Of course you aren't going deaf, and your friend knows that too. But it does help to lighten the mood! This is a typical example of how humour can help to make misunderstandings less awkward and ease tension - at least when having a conversation with another human being.

So what happens when a VA uses humour to repair its mistakes?

Picture by Airam Dato-on on Unsplash (click image to go to source!)

With that question in mind, Clausen and colleagues went to work. They took a proper scientific approach and started by mapping out 4 different kinds of humour - two positive ones, and two negative ones.

  1. Positive styles
    1. Affiliative (towards the other)
    2. Self-enhancing (towards self)
  2. Negative styles
    1. Aggressive (towards the other)
    2. Self-defeating (towards self)

Using Alexa, they created a voicebot for each type of humour, as well as one neutral one that did not make use of any humour.

Sometimes I forget to pay attention. One of my pre-programmed human traits. (Self-enhancing voicebot)

Then, they created a list of four tasks, invited 30 participants, and let each of them complete the four tasks - for each of the five voicebots. After each interaction with the voicebots, the participants were asked to evaluate their experience. So in total, Clausen and colleagues had 150 evaluations to analyse.

The effect of VA humour on repair

So... did humour help? The short answer: no, not necessarily - but it also can't hurt. To illustrate, take a look at the graph below.

Image taken from Clausen et al. (2023)

Let's start by pointing out the elephant in the room: that neutral condition is doing pretty good overall, and the negative types of humour seem to be performing quite bad. So let's not use any negative types of humour, check.

Second, and maybe a little bit less obvious, the positive ones are also lower than the neutral condition. So does that mean... that we shouldn't be using humour at all?

That is an understandable conclusion, but it's not necessarily correct.
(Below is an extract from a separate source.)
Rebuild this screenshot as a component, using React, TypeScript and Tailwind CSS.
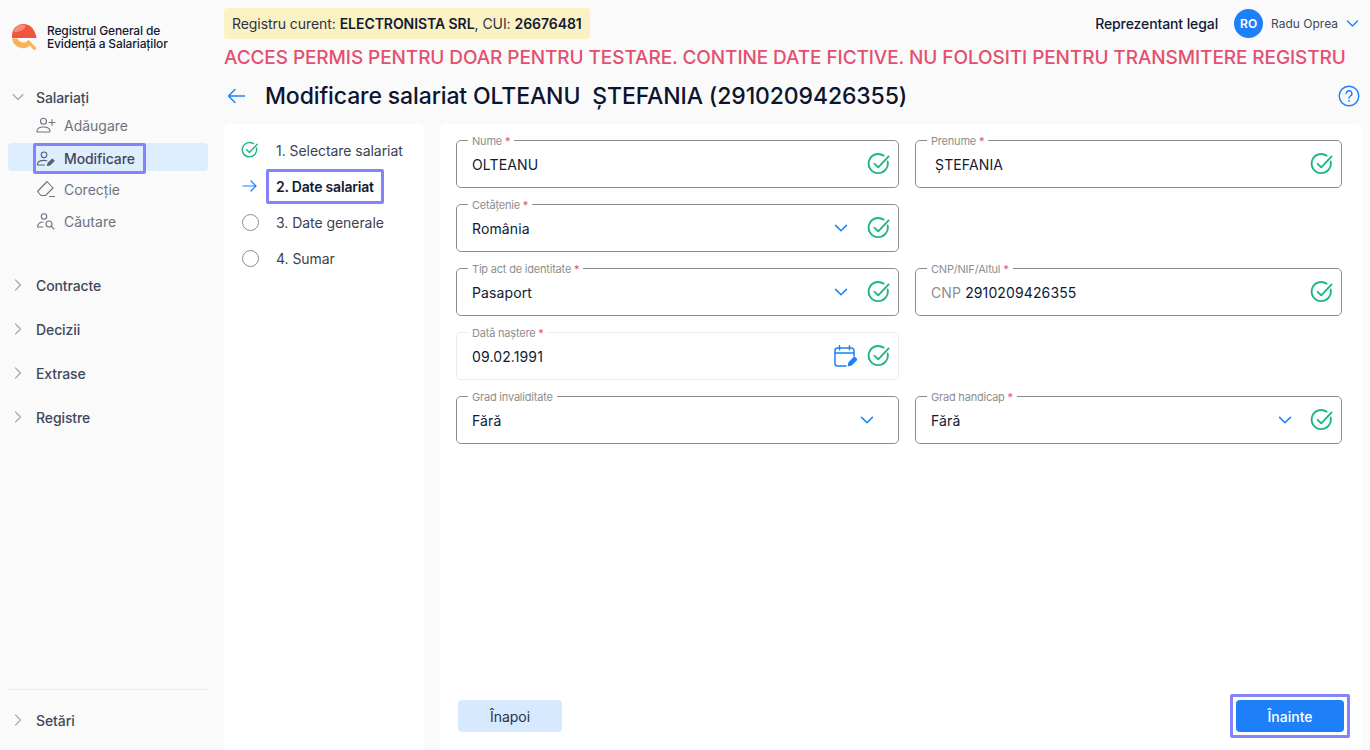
import type { ReactNode } from "react";

const BLUE = "#1d80f9";

function Check({ size = 24 }: { size?: number }) {
  return (
    <svg width={size} height={size} viewBox="0 0 24 24" fill="none" stroke="#22b67f" strokeWidth="1.9" strokeLinecap="round" strokeLinejoin="round">
      <path d="M20.6 9.4A9.6 9.6 0 1 1 16.6 3.6" />
      <path d="M7.6 11.8l3.6 3.6L21.6 4.4" />
    </svg>
  );
}

function Chevron() {
  return (
    <svg width="14" height="14" viewBox="0 0 14 14" fill="none" stroke={BLUE} strokeWidth="1.5" strokeLinecap="round" strokeLinejoin="round">
      <path d="M1.6 4.4L7 9.8l5.4-5.4" />
    </svg>
  );
}

function SideChevron({ open }: { open?: boolean }) {
  return (
    <svg width="12" height="12" viewBox="0 0 12 12" fill="none" stroke="#a3a6ad" strokeWidth="1.1" strokeLinecap="round" strokeLinejoin="round">
      {open ? <path d="M1 3.5L6 8.5l5-5" /> : <path d="M3.5 1L8.5 6l-5 5" />}
    </svg>
  );
}

function Calendar() {
  return (
    <svg width="24" height="24" viewBox="0 0 24 24" fill="none" stroke={BLUE} strokeWidth="1.5" strokeLinecap="round" strokeLinejoin="round">
      <path d="M13 22H4.5A2.5 2.5 0 0 1 2 19.5V6.5A2.5 2.5 0 0 1 4.5 4h14A2.5 2.5 0 0 1 21 6.5V12" />
      <path d="M2 9h19M6.5 1.8v4M16.5 1.8v4" />
      <path d="M15.5 21.5l.7-3 5.2-5.2 2.2 2.2-5.2 5.2z" fill={BLUE} />
    </svg>
  );
}

function Logo() {
  return (
    <svg width="26" height="26" viewBox="0 0 26 26" fill="none">
      <path d="M0 14.5a11 11 0 0 0 19 6l-3.600-3.200A6.500 6.500 0 0 1 5.500 14.500z" fill="#f9b25b" />
      <path d="M16.500 18l6 6.400" stroke="#f9b25b" strokeWidth="3.200" strokeLinecap="round" />
      <path d="M0 14V11.500A11.500 11.500 0 0 1 11.500 0C18 0 23 4.800 24.600 14z" fill="#f0563d" />
      <path d="M1.500 7.500A10 10 0 0 1 11 .8c2 0 3 1.300 2 3-1 1.800-4 3.200-7 4-2 .5-4.800.8-4.500-.3z" fill="#f98a76" />
    </svg>
  );
}

function PersonAdd() {
  return (
    <svg width="20" height="16" viewBox="0 0 20 16" fill="none" stroke="#6e7381" strokeWidth="1.1" strokeLinecap="round" strokeLinejoin="round">
      <circle cx="7.5" cy="4.2" r="3" />
      <path d="M1 14.2c0-3 2.500-4.200 6.500-4.200s6.500 1.200 6.500 4.200c0 .5-.3.8-.8.8H1.800c-.5 0-.8-.3-.8-.8z" />
      <path d="M16 2.500v6M13 5.500h6" />
    </svg>
  );
}

function PersonEdit() {
  return (
    <svg width="20" height="16" viewBox="0 0 20 16" fill="none" stroke="#5a6070" strokeWidth="1.1" strokeLinecap="round" strokeLinejoin="round">
      <circle cx="8" cy="3.8" r="2.8" />
      <path d="M8.500 14H2.200c-.6 0-1-.5-.8-1.100C2 10.600 4.500 9.400 8 9.400c1 0 2 .1 2.800.4" />
      <path d="M11.500 14.500l.6-2.300 4.200-4 1.800 1.700-4.200 4z" fill="#5a6070" />
    </svg>
  );
}

function Eraser() {
  return (
    <svg width="20" height="18" viewBox="0 0 20 18" fill="none" stroke="#6e7381" strokeWidth="1.1" strokeLinecap="round" strokeLinejoin="round">
      <path d="M1.500 11.500L11 1.500l6 6.500-7.500 7.500H5z" />
      <path d="M13.500 16.500h5" />
    </svg>
  );
}

function PersonSearch() {
  return (
    <svg width="20" height="17" viewBox="0 0 20 17" fill="none" stroke="#6e7381" strokeWidth="1.1" strokeLinecap="round" strokeLinejoin="round">
      <circle cx="8" cy="3.5" r="2.7" />
      <path d="M7 14H1.500c0-3.200 2.500-5 5.500-5" />
      <circle cx="13" cy="11" r="3" />
      <path d="M15.200 13.200l2.800 2.800" />
    </svg>
  );
}

function Field({
  label,
  required,
  children,
  right,
  muted,
}: {
  label: string;
  required?: boolean;
  children: ReactNode;
  right?: ReactNode;
  muted?: boolean;
}) {
  return (
    <fieldset className={`h-[53px] min-w-0 rounded-[5px] border pl-[15px] pr-[7px] ${muted ? "border-[#ececec]" : "border-[#8c8c8c]"}`}>
      <legend className="-ml-[4px] translate-y-[1px] whitespace-nowrap px-[4px] text-[11px] leading-[11px] tracking-[-0.2px] text-[#8e8e8e]">
        {label}
        {required && <span className="text-[#e3506f]"> *</span>}
      </legend>
      <div className="flex h-[36px] items-center justify-between">
        <div className="whitespace-pre text-[14px] tracking-[0.12px] text-[#111a33]">{children}</div>
        <div className="flex items-center gap-[10px]">{right}</div>
      </div>
    </fieldset>
  );
}

function NavSection({ label, open }: { label: string; open?: boolean }) {
  return (
    <div className="flex h-[24px] items-center text-[14px] font-medium tracking-[-0.1px] text-[#41485a]">
      <span className="ml-[12px] w-[24px]">
        <SideChevron open={open} />
      </span>
      {label}
    </div>
  );
}

function NavItem({ icon, label, active }: { icon: ReactNode; label: string; active?: boolean }) {
  return (
    <div className={`flex h-[28px] items-center rounded-[4px] ${active ? "bg-[#dfeeff]" : ""}`}>
      <div
        className={`ml-[25px] flex items-center gap-[8px] text-[14px] ${
          active
            ? "h-[31px] self-start rounded-[2px] border-[3px] border-[#8583fb] pr-[8px] font-medium tracking-[-0.1px] text-[#41485a]"
            : "pl-[3px] text-[#6e7381]"
        }`}
      >
        <span className="flex w-[20px] justify-center">{icon}</span>
        {label}
      </div>
    </div>
  );
}

function StepCircle() {
  return <span className="block h-[17px] w-[17px] rounded-full border-[1.5px] border-[#8c8c8c]" />;
}

export default function App() {
  return (
    <div className="flex h-[750px] w-[1370px] overflow-hidden bg-[#fafafa] font-['Inter',sans-serif] text-[#111a33]">
      <aside className="flex w-[224px] flex-none flex-col pl-[8px] pr-[16px]">
        <div className="mt-[24px] flex items-center gap-[9px] pl-[4px]">
          <Logo />
          <div className="text-[12px] font-medium leading-[13px] tracking-[-0.15px] text-[#111a33]">
            Registrul General de
            <br />
            Evidență a Salariaților
          </div>
        </div>

        <div className="mt-[35px] -ml-[8px]">
          <NavSection label="Salariați" open />
        </div>
        <div className="mt-[2px] flex flex-col gap-[4px]">
          <NavItem icon={<PersonAdd />} label="Adăugare" />
          <NavItem icon={<PersonEdit />} label="Modificare" active />
          <NavItem icon={<Eraser />} label="Corecție" />
          <NavItem icon={<PersonSearch />} label="Căutare" />
        </div>
        <div className="mt-[38px] -ml-[8px] flex flex-col gap-[20px]">
          <NavSection label="Contracte" />
          <NavSection label="Decizii" />
          <NavSection label="Extrase" />
          <NavSection label="Registre" />
        </div>

        <div className="mt-auto border-t border-[#ececec] pt-[18px] pb-[18px]">
          <div className="-ml-[8px]">
            <NavSection label="Setări" />
          </div>
        </div>
      </aside>

      <main className="flex min-w-0 flex-1 flex-col">
        <div className="mt-[8px] flex h-[31px] items-center justify-between pr-[11px]">
          <div className="flex h-[31px] items-center rounded-[4px] bg-[#fbf2c4] px-[8px] text-[14px] tracking-[-0.06px] text-[#2b3247]">
            <span>
              Registru curent: <span className="font-semibold text-[#111a33]">ELECTRONISTA SRL</span>, CUI:{" "}
              <span className="font-semibold text-[#111a33]">26676481</span>
            </span>
          </div>
          <div className="flex items-center">
            <span className="text-[14px] font-medium tracking-[-0.1px]">Reprezentant legal</span>
            <span className="ml-[16px] flex h-[29px] w-[29px] items-center justify-center rounded-full bg-[#1d80f9] text-[12px] font-semibold text-white">
              RO
            </span>
            <span className="ml-[8px] text-[12px] text-[#41485a]">Radu Oprea</span>
            <span className="ml-[8px] flex">
              <svg width="13" height="13" viewBox="0 0 14 14" fill="none" stroke={BLUE} strokeWidth="1.5" strokeLinecap="round" strokeLinejoin="round">
                <path d="M1.6 4.4L7 9.8l5.4-5.4" />
              </svg>
            </span>
          </div>
        </div>

        <div className="mt-[8px] h-[22px] whitespace-nowrap text-[19px] font-medium leading-[22px] tracking-[-0.09px] text-[#e3506f]">
          ACCES PERMIS PENTRU DOAR PENTRU TESTARE. CONTINE DATE FICTIVE. NU FOLOSITI PENTRU TRANSMITERE REGISTRU
        </div>

        <div className="mt-[12px] flex h-[30px] items-center pr-[10px]">
          <svg className="ml-[3px]" width="19" height="16" viewBox="0 0 19 16" fill="none" stroke={BLUE} strokeWidth="1.4" strokeLinecap="round" strokeLinejoin="round">
            <path d="M17.5 8H1.500M8 1.500L1.500 8 8 14.500" />
          </svg>
          <h1 className="ml-[19px] whitespace-pre text-[23px] font-medium tracking-[-0.12px] text-[#0b1530]">
            Modificare salariat OLTEANU  ȘTEFANIA (2910209426355)
          </h1>
          <svg className="ml-auto" width="22" height="22" viewBox="0 0 22 22" fill="none" stroke={BLUE} strokeWidth="1.4" strokeLinecap="round">
            <circle cx="11" cy="11" r="9.8" />
            <path d="M8.300 8.600A2.800 2.800 0 1 1 12.400 11c-1 .6-1.400 1.200-1.400 2.200" />
            <path d="M11 15.800v.1" strokeWidth="1.8" />
          </svg>
        </div>

        <div className="mt-[13px] flex min-h-0 flex-1 gap-[16px] pr-[8px]">
          <section className="w-[200px] flex-none rounded-t-[6px] bg-white pt-[12px]">
            <div className="flex flex-col gap-[8px]">
              <div className="flex h-[28px] items-center text-[14px] tracking-[-0.05px] text-[#3a4155]">
                <span className="ml-[17px] flex w-[35px]"><Check size={18} /></span>
                1. Selectare salariat
              </div>
              <div className="flex h-[28px] items-center text-[14px] font-semibold tracking-[-0.2px] text-[#111a33]">
                <span className="ml-[18px] flex w-[24px]">
                  <svg width="15" height="12" viewBox="0 0 15 12" fill="none" stroke={BLUE} strokeWidth="1.2" strokeLinecap="round" strokeLinejoin="round">
                    <path d="M1 6h13M9 1l5 5-5 5" />
                  </svg>
                </span>
                <span className="flex h-[35px] items-center rounded-[2px] border-[3px] border-[#8583fb] px-[7px]">2. Date salariat</span>
              </div>
              <div className="flex h-[28px] items-center text-[14px] tracking-[-0.05px] text-[#3a4155]">
                <span className="ml-[18px] flex w-[34px]"><StepCircle /></span>
                3. Date generale
              </div>
              <div className="flex h-[28px] items-center text-[14px] tracking-[-0.05px] text-[#3a4155]">
                <span className="ml-[18px] flex w-[34px]"><StepCircle /></span>
                4. Sumar
              </div>
            </div>
          </section>

          <section className="flex min-w-0 flex-1 flex-col rounded-t-[6px] bg-white pt-[11px] pl-[16px] pr-[20px]">
            <div className="grid grid-cols-[443px_427px] gap-x-[16px] gap-y-[11px]">
              <Field label="Nume" required right={<Check />}>OLTEANU</Field>
              <Field label="Prenume" required right={<Check />}> ȘTEFANIA</Field>
              <Field label="Cetățenie" required right={<><span className="mr-[9px] flex"><Chevron /></span><Check /></>}>România</Field>
              <div />
              <Field label="Tip act de identitate" required right={<><span className="mr-[9px] flex"><Chevron /></span><Check /></>}>Pasaport</Field>
              <Field label="CNP/NIF/Altul" required right={<Check />}>
                <span className="text-[#8e8e8e]">CNP </span>2910209426355
              </Field>
              <Field label="Dată naștere" required muted right={<><Calendar /><Check /></>}>09.02.1991</Field>
              <div />
              <Field label="Grad invaliditate" right={<span className="mr-[17px] flex"><Chevron /></span>}>Fără</Field>
              <Field label="Grad handicap" required right={<><span className="mr-[8px] flex"><Chevron /></span><Check /></>}>Fără</Field>
            </div>

            <div className="mt-auto flex items-center justify-between pb-[12px] pl-[2px]">
              <button className="h-[32px] w-[104px] rounded-[4px] bg-[#d6e9ff] text-[14px] text-[#2b3247]">Înapoi</button>
              <div className="-mr-[8px] rounded-[2px] border-[3px] border-[#8583fb] p-[3px]">
                <button className="block h-[32px] w-[108px] rounded-[4px] bg-[#1d80f9] text-[14px] font-medium text-white">
                  Înainte
                </button>
              </div>
            </div>
          </section>
        </div>
      </main>
    </div>
  );
}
See, those positive humour bars may be lower than the neutral one, but now low enough. In fact, from a statistical point of view, those bars are more or less the same!

(Want to learn more about how those statistics work? Feel free to check this great video from one of my university professors explaining p-values & statistical significance)

A little humour can't hurt

The important thing to take away here is that the positive humour conditions did as well as the neutral condition. So instead of saying: "let's not use humour altogether", the results are actually saying: "positive humour is as good as no humour" - and that's quite the different take. So perhaps adding a little humour can't hurt!

In fact, a potential reason why participants liked the humorous voicebots less than the neutral one may be the length of the messages. The neutral voicebot was faster and more efficient - but also dull. As one participant remarked:

"It did what it should, but it sounds quite dead”
(Taken from Clausen et al. (2023))

Moreover, if the humour had been more sparsely dosed, participants thought they would probably have liked it more:

“I don’t feel like that they have to be funny every time, maybe just once in a while can they come with a funny remark”
(Taken from Clausen et al. (2023))

Final takeaways

So, in sum: Don't be afraid to use a little humour in your repair strategy, but make sure to (1) use positive types of humour and avoid aggressive or self-defeating styles, and (2) use it sparsely so that the humour does not make your messages unnecessarily long.